REQUIREMENT => Reproduce the lines of the material exactly, excluding every image.

DATASET EXTRACT =>
---

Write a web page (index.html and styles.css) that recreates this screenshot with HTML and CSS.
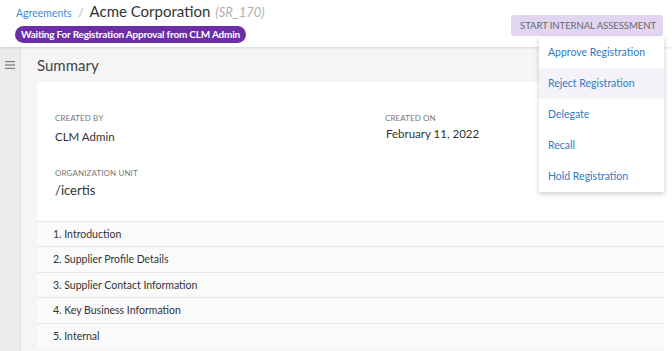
FILE: index.html
```html
<!DOCTYPE html>
<html lang="en">
<head>
    <meta charset="UTF-8">
    <meta name="viewport" content="width=device-width, initial-scale=1.0">
    <title>Acme Corporation</title>
    <link rel="stylesheet" href="styles.css">
</head>
<body>
    <header class="page-header">
        <div class="title-block">
            <div class="breadcrumb">
                <a href="#" class="crumb-link">Agreements</a>
                <span class="crumb-sep">/</span>
                <span class="crumb-title">Acme Corporation</span>
                <span class="crumb-code">(SR_170)</span>
            </div>
            <span class="status-badge">Waiting For Registration Approval from CLM Admin</span>
        </div>
        <button class="action-btn">START INTERNAL ASSESSMENT</button>
    </header>

    <ul class="action-menu">
        <li class="menu-item">Approve Registration</li>
        <li class="menu-item active">Reject Registration</li>
        <li class="menu-item">Delegate</li>
        <li class="menu-item">Recall</li>
        <li class="menu-item">Hold Registration</li>
    </ul>

    <div class="layout">
        <aside class="sidebar">
            <svg class="burger" width="10" height="8" viewBox="0 0 10 8">
                <rect x="0" y="0" width="10" height="1.2" fill="#7a7a7a"/>
                <rect x="0" y="3.4" width="10" height="1.2" fill="#7a7a7a"/>
                <rect x="0" y="6.8" width="10" height="1.2" fill="#7a7a7a"/>
            </svg>
        </aside>
        <main class="content">
            <h2 class="section-title">Summary</h2>
            <div class="card">
                <div class="fields">
                    <div class="field">
                        <div class="field-label">CREATED BY</div>
                        <div class="field-value">CLM Admin</div>
                    </div>
                    <div class="field field-date">
                        <div class="field-label">CREATED ON</div>
                        <div class="field-value">February 11, 2022</div>
                    </div>
                    <div class="field field-org">
                        <div class="field-label">ORGANIZATION UNIT</div>
                        <div class="field-value big">/icertis</div>
                    </div>
                </div>
                <div class="sections">
                    <div class="section-row">1. Introduction</div>
                    <div class="section-row">2. Supplier Profile Details</div>
                    <div class="section-row">3. Supplier Contact Information</div>
                    <div class="section-row">4. Key Business Information</div>
                    <div class="section-row">5. Internal</div>
                </div>
            </div>
        </main>
    </div>
</body>
</html>
```

FILE: styles.css
```css
* {
    margin: 0;
    padding: 0;
    box-sizing: border-box;
}

body {
    font-family: Lato, "Open Sans", sans-serif;
    background: #ffffff;
    color: #333;
    width: 672px;
    height: 351px;
    overflow: hidden;
    position: relative;
}

.page-header {
    height: 47px;
    display: flex;
    justify-content: space-between;
    align-items: flex-start;
    padding: 2px 9px 0 15px;
    background: #fff;
    box-shadow: 0 1px 3px rgba(0, 0, 0, 0.12);
    position: relative;
    z-index: 2;
}

.breadcrumb {
    display: flex;
    align-items: baseline;
    height: 20px;
    padding-left: 1px;
}

.crumb-link {
    color: #3b8bd3;
    text-decoration: none;
    font-size: 10.5px;
}

.crumb-sep {
    color: #aaa;
    font-size: 11px;
    margin: 0 6px 0 7px;
}

.crumb-title {
    font-size: 15px;
    color: #333;
}

.crumb-code {
    font-size: 13px;
    font-style: italic;
    color: #b0b0b0;
    margin-left: 5px;
}

.status-badge {
    display: inline-block;
    background: #6d2da6;
    color: #fff;
    font-size: 10px;
    font-weight: bold;
    letter-spacing: -0.2px;
    line-height: 17px;
    padding: 0 6px;
    border-radius: 9px;
}

.action-btn {
    margin-top: 13px;
    background: #e1d5f1;
    border: none;
    border-radius: 3px;
    color: #686868;
    font-family: inherit;
    font-size: 9.6px;
    letter-spacing: -0.1px;
    height: 21px;
    padding: 0 7px 0 9px;
}

.action-menu {
    list-style: none;
    position: absolute;
    top: 37px;
    left: 539px;
    width: 125px;
    background: #fff;
    box-shadow: 0 2px 5px rgba(0, 0, 0, 0.2);
    z-index: 5;
}

.menu-item {
    height: 31px;
    line-height: 31px;
    padding-left: 9px;
    color: #2f7cc4;
    font-size: 10.5px;
}

.menu-item.active {
    background: #f5f3f9;
}

.layout {
    display: flex;
    height: 304px;
    margin-right: 8px;
}

.sidebar {
    width: 21px;
    background: #ebebeb;
    border-right: 1px solid #e0e0e0;
    padding: 14px 0 0 5px;
}

.burger {
    display: block;
}

.content {
    flex: 1;
    background: #f5f5f5;
    padding-left: 16px;
    overflow: hidden;
}

.section-title {
    font-size: 15px;
    font-weight: normal;
    color: #444;
    height: 35px;
    line-height: 36px;
}

.card {
    background: #fff;
}

.fields {
    display: grid;
    grid-template-columns: 330px 1fr;
    padding: 31px 0 23px 18px;
}

.field-label {
    font-size: 8px;
    color: #777;
    letter-spacing: 0.1px;
}

.field-value {
    font-size: 11.5px;
    color: #333;
    margin-top: 7px;
}

.field-date .field-value {
    margin-top: 4px;
    padding-left: 1px;
}

.field-org {
    margin-top: 25px;
}

.field-value.big {
    font-size: 13px;
    margin-top: 4px;
}

.section-row {
    height: 25.4px;
    line-height: 24px;
    border-top: 1.5px solid #e6e6e6;
    background: #fafafa;
    padding-left: 16px;
    font-size: 10.5px;
    color: #333;
}
```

---

WRITTEN ANSWER =>
Write a web page (index.html and styles.css) that recreates this screenshot with HTML and CSS.
FILE: index.html
```html
<!DOCTYPE html>
<html lang="en">
<head>
    <meta charset="UTF-8">
    <meta name="viewport" content="width=device-width, initial-scale=1.0">
    <title>Acme Corporation</title>
    <link rel="stylesheet" href="styles.css">
</head>
<body>
    <header class="page-header">
        <div class="title-block">
            <div class="breadcrumb">
                <a href="#" class="crumb-link">Agreements</a>
                <span class="crumb-sep">/</span>
                <span class="crumb-title">Acme Corporation</span>
                <span class="crumb-code">(SR_170)</span>
            </div>
            <span class="status-badge">Waiting For Registration Approval from CLM Admin</span>
        </div>
        <button class="action-btn">START INTERNAL ASSESSMENT</button>
    </header>

    <ul class="action-menu">
        <li class="menu-item">Approve Registration</li>
        <li class="menu-item active">Reject Registration</li>
        <li class="menu-item">Delegate</li>
        <li class="menu-item">Recall</li>
        <li class="menu-item">Hold Registration</li>
    </ul>

    <div class="layout">
        <aside class="sidebar">
            <svg class="burger" width="10" height="8" viewBox="0 0 10 8">
                <rect x="0" y="0" width="10" height="1.2" fill="#7a7a7a"/>
                <rect x="0" y="3.4" width="10" height="1.2" fill="#7a7a7a"/>
                <rect x="0" y="6.8" width="10" height="1.2" fill="#7a7a7a"/>
            </svg>
        </aside>
        <main class="content">
            <h2 class="section-title">Summary</h2>
            <div class="card">
                <div class="fields">
                    <div class="field">
                        <div class="field-label">CREATED BY</div>
                        <div class="field-value">CLM Admin</div>
                    </div>
                    <div class="field field-date">
                        <div class="field-label">CREATED ON</div>
                        <div class="field-value">February 11, 2022</div>
                    </div>
                    <div class="field field-org">
                        <div class="field-label">ORGANIZATION UNIT</div>
                        <div class="field-value big">/icertis</div>
                    </div>
                </div>
                <div class="sections">
                    <div class="section-row">1. Introduction</div>
                    <div class="section-row">2. Supplier Profile Details</div>
                    <div class="section-row">3. Supplier Contact Information</div>
                    <div class="section-row">4. Key Business Information</div>
                    <div class="section-row">5. Internal</div>
                </div>
            </div>
        </main>
    </div>
</body>
</html>
```

FILE: styles.css
```css
* {
    margin: 0;
    padding: 0;
    box-sizing: border-box;
}

body {
    font-family: Lato, "Open Sans", sans-serif;
    background: #ffffff;
    color: #333;
    width: 672px;
    height: 351px;
    overflow: hidden;
    position: relative;
}

.page-header {
    height: 47px;
    display: flex;
    justify-content: space-between;
    align-items: flex-start;
    padding: 2px 9px 0 15px;
    background: #fff;
    box-shadow: 0 1px 3px rgba(0, 0, 0, 0.12);
    position: relative;
    z-index: 2;
}

.breadcrumb {
    display: flex;
    align-items: baseline;
    height: 20px;
    padding-left: 1px;
}

.crumb-link {
    color: #3b8bd3;
    text-decoration: none;
    font-size: 10.5px;
}

.crumb-sep {
    color: #aaa;
    font-size: 11px;
    margin: 0 6px 0 7px;
}

.crumb-title {
    font-size: 15px;
    color: #333;
}

.crumb-code {
    font-size: 13px;
    font-style: italic;
    color: #b0b0b0;
    margin-left: 5px;
}

.status-badge {
    display: inline-block;
    background: #6d2da6;
    color: #fff;
    font-size: 10px;
    font-weight: bold;
    letter-spacing: -0.2px;
    line-height: 17px;
    padding: 0 6px;
    border-radius: 9px;
}

.action-btn {
    margin-top: 13px;
    background: #e1d5f1;
    border: none;
    border-radius: 3px;
    color: #686868;
    font-family: inherit;
    font-size: 9.6px;
    letter-spacing: -0.1px;
    height: 21px;
    padding: 0 7px 0 9px;
}

.action-menu {
    list-style: none;
    position: absolute;
    top: 37px;
    left: 539px;
    width: 125px;
    background: #fff;
    box-shadow: 0 2px 5px rgba(0, 0, 0, 0.2);
    z-index: 5;
}

.menu-item {
    height: 31px;
    line-height: 31px;
    padding-left: 9px;
    color: #2f7cc4;
    font-size: 10.5px;
}

.menu-item.active {
    background: #f5f3f9;
}

.layout {
    display: flex;
    height: 304px;
    margin-right: 8px;
}

.sidebar {
    width: 21px;
    background: #ebebeb;
    border-right: 1px solid #e0e0e0;
    padding: 14px 0 0 5px;
}

.burger {
    display: block;
}

.content {
    flex: 1;
    background: #f5f5f5;
    padding-left: 16px;
    overflow: hidden;
}

.section-title {
    font-size: 15px;
    font-weight: normal;
    color: #444;
    height: 35px;
    line-height: 36px;
}

.card {
    background: #fff;
}

.fields {
    display: grid;
    grid-template-columns: 330px 1fr;
    padding: 31px 0 23px 18px;
}

.field-label {
    font-size: 8px;
    color: #777;
    letter-spacing: 0.1px;
}

.field-value {
    font-size: 11.5px;
    color: #333;
    margin-top: 7px;
}

.field-date .field-value {
    margin-top: 4px;
    padding-left: 1px;
}

.field-org {
    margin-top: 25px;
}

.field-value.big {
    font-size: 13px;
    margin-top: 4px;
}

.section-row {
    height: 25.4px;
    line-height: 24px;
    border-top: 1.5px solid #e6e6e6;
    background: #fafafa;
    padding-left: 16px;
    font-size: 10.5px;
    color: #333;
}
```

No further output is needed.